(Task): Omit all images. Transcribe the rest of the material below exactly.

##############################

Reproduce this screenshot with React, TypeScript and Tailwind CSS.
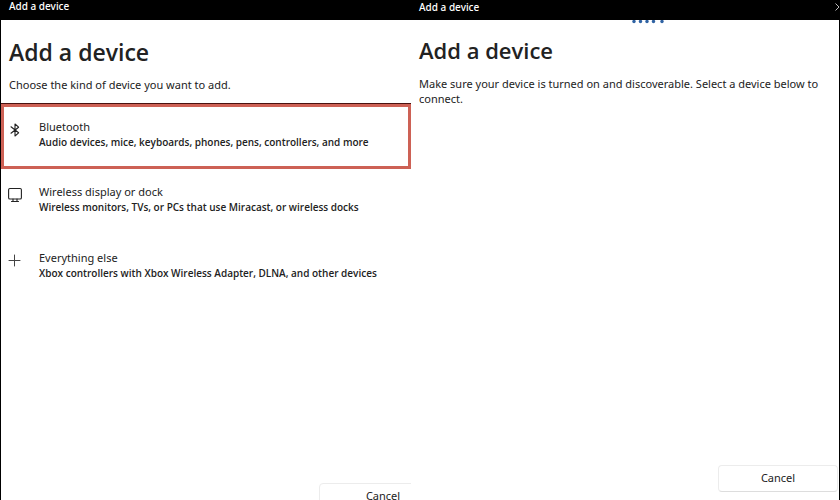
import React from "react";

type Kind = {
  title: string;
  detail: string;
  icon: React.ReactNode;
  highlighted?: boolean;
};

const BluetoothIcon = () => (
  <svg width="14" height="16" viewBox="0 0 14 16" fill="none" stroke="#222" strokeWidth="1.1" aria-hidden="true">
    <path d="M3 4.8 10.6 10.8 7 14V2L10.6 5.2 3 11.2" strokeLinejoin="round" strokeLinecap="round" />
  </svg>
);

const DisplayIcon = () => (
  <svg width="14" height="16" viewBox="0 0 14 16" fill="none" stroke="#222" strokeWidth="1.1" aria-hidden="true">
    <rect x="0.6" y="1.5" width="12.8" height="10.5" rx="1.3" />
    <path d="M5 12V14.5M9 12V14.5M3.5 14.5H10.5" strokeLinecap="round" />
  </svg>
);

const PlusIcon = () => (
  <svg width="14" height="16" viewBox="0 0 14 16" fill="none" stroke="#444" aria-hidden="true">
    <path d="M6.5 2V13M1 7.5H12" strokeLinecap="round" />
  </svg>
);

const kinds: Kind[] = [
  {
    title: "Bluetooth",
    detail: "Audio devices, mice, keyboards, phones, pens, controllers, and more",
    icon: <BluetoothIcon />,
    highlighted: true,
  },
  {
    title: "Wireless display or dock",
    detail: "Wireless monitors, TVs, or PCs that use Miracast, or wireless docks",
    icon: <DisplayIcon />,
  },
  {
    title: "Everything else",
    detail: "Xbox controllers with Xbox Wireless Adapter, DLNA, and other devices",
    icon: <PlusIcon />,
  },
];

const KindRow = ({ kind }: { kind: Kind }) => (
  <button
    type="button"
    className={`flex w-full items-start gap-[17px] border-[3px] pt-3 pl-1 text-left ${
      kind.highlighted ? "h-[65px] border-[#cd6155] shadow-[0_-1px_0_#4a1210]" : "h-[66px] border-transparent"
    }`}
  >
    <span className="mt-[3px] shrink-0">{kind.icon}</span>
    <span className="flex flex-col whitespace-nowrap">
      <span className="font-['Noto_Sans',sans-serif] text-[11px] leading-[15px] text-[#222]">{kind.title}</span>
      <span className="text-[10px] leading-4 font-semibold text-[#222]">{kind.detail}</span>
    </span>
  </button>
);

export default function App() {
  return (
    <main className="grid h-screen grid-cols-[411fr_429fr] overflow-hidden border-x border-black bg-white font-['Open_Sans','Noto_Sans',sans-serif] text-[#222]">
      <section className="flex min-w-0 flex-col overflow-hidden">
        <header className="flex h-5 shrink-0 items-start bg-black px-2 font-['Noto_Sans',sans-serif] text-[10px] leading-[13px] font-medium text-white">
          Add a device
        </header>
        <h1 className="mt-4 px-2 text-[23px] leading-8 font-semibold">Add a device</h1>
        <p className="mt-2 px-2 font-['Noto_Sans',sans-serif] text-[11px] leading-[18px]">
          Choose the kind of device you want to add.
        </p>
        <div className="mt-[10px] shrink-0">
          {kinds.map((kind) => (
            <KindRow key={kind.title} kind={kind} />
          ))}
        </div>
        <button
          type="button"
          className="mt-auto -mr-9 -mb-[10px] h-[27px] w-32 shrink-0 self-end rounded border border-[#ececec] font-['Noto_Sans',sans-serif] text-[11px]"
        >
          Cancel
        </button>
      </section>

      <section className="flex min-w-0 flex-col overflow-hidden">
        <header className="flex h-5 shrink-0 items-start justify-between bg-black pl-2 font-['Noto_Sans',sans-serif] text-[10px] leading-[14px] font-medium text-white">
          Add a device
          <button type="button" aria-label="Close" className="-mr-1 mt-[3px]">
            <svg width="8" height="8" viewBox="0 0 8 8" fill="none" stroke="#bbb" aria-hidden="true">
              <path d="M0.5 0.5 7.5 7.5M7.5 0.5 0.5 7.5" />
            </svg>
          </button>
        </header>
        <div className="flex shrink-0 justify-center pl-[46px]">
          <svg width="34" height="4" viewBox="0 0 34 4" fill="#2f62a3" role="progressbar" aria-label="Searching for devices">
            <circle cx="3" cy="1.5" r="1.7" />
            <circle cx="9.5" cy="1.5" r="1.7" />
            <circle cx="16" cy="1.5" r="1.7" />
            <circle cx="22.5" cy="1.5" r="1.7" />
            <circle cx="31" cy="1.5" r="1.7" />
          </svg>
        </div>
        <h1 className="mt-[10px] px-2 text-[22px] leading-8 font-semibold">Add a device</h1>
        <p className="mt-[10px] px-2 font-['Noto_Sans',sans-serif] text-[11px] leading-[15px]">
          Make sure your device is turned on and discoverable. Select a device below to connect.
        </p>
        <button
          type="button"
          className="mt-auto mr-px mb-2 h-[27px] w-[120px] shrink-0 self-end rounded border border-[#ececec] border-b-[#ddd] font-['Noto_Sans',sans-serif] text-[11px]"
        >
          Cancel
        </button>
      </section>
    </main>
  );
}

##############################

(Correct answer):
Reproduce this screenshot with React, TypeScript and Tailwind CSS.
import React from "react";

type Kind = {
  title: string;
  detail: string;
  icon: React.ReactNode;
  highlighted?: boolean;
};

const BluetoothIcon = () => (
  <svg width="14" height="16" viewBox="0 0 14 16" fill="none" stroke="#222" strokeWidth="1.1" aria-hidden="true">
    <path d="M3 4.8 10.6 10.8 7 14V2L10.6 5.2 3 11.2" strokeLinejoin="round" strokeLinecap="round" />
  </svg>
);

const DisplayIcon = () => (
  <svg width="14" height="16" viewBox="0 0 14 16" fill="none" stroke="#222" strokeWidth="1.1" aria-hidden="true">
    <rect x="0.6" y="1.5" width="12.8" height="10.5" rx="1.3" />
    <path d="M5 12V14.5M9 12V14.5M3.5 14.5H10.5" strokeLinecap="round" />
  </svg>
);

const PlusIcon = () => (
  <svg width="14" height="16" viewBox="0 0 14 16" fill="none" stroke="#444" aria-hidden="true">
    <path d="M6.5 2V13M1 7.5H12" strokeLinecap="round" />
  </svg>
);

const kinds: Kind[] = [
  {
    title: "Bluetooth",
    detail: "Audio devices, mice, keyboards, phones, pens, controllers, and more",
    icon: <BluetoothIcon />,
    highlighted: true,
  },
  {
    title: "Wireless display or dock",
    detail: "Wireless monitors, TVs, or PCs that use Miracast, or wireless docks",
    icon: <DisplayIcon />,
  },
  {
    title: "Everything else",
    detail: "Xbox controllers with Xbox Wireless Adapter, DLNA, and other devices",
    icon: <PlusIcon />,
  },
];

const KindRow = ({ kind }: { kind: Kind }) => (
  <button
    type="button"
    className={`flex w-full items-start gap-[17px] border-[3px] pt-3 pl-1 text-left ${
      kind.highlighted ? "h-[65px] border-[#cd6155] shadow-[0_-1px_0_#4a1210]" : "h-[66px] border-transparent"
    }`}
  >
    <span className="mt-[3px] shrink-0">{kind.icon}</span>
    <span className="flex flex-col whitespace-nowrap">
      <span className="font-['Noto_Sans',sans-serif] text-[11px] leading-[15px] text-[#222]">{kind.title}</span>
      <span className="text-[10px] leading-4 font-semibold text-[#222]">{kind.detail}</span>
    </span>
  </button>
);

export default function App() {
  return (
    <main className="grid h-screen grid-cols-[411fr_429fr] overflow-hidden border-x border-black bg-white font-['Open_Sans','Noto_Sans',sans-serif] text-[#222]">
      <section className="flex min-w-0 flex-col overflow-hidden">
        <header className="flex h-5 shrink-0 items-start bg-black px-2 font-['Noto_Sans',sans-serif] text-[10px] leading-[13px] font-medium text-white">
          Add a device
        </header>
        <h1 className="mt-4 px-2 text-[23px] leading-8 font-semibold">Add a device</h1>
        <p className="mt-2 px-2 font-['Noto_Sans',sans-serif] text-[11px] leading-[18px]">
          Choose the kind of device you want to add.
        </p>
        <div className="mt-[10px] shrink-0">
          {kinds.map((kind) => (
            <KindRow key={kind.title} kind={kind} />
          ))}
        </div>
        <button
          type="button"
          className="mt-auto -mr-9 -mb-[10px] h-[27px] w-32 shrink-0 self-end rounded border border-[#ececec] font-['Noto_Sans',sans-serif] text-[11px]"
        >
          Cancel
        </button>
      </section>

      <section className="flex min-w-0 flex-col overflow-hidden">
        <header className="flex h-5 shrink-0 items-start justify-between bg-black pl-2 font-['Noto_Sans',sans-serif] text-[10px] leading-[14px] font-medium text-white">
          Add a device
          <button type="button" aria-label="Close" className="-mr-1 mt-[3px]">
            <svg width="8" height="8" viewBox="0 0 8 8" fill="none" stroke="#bbb" aria-hidden="true">
              <path d="M0.5 0.5 7.5 7.5M7.5 0.5 0.5 7.5" />
            </svg>
          </button>
        </header>
        <div className="flex shrink-0 justify-center pl-[46px]">
          <svg width="34" height="4" viewBox="0 0 34 4" fill="#2f62a3" role="progressbar" aria-label="Searching for devices">
            <circle cx="3" cy="1.5" r="1.7" />
            <circle cx="9.5" cy="1.5" r="1.7" />
            <circle cx="16" cy="1.5" r="1.7" />
            <circle cx="22.5" cy="1.5" r="1.7" />
            <circle cx="31" cy="1.5" r="1.7" />
          </svg>
        </div>
        <h1 className="mt-[10px] px-2 text-[22px] leading-8 font-semibold">Add a device</h1>
        <p className="mt-[10px] px-2 font-['Noto_Sans',sans-serif] text-[11px] leading-[15px]">
          Make sure your device is turned on and discoverable. Select a device below to connect.
        </p>
        <button
          type="button"
          className="mt-auto mr-px mb-2 h-[27px] w-[120px] shrink-0 self-end rounded border border-[#ececec] border-b-[#ddd] font-['Noto_Sans',sans-serif] text-[11px]"
        >
          Cancel
        </button>
      </section>
    </main>
  );
}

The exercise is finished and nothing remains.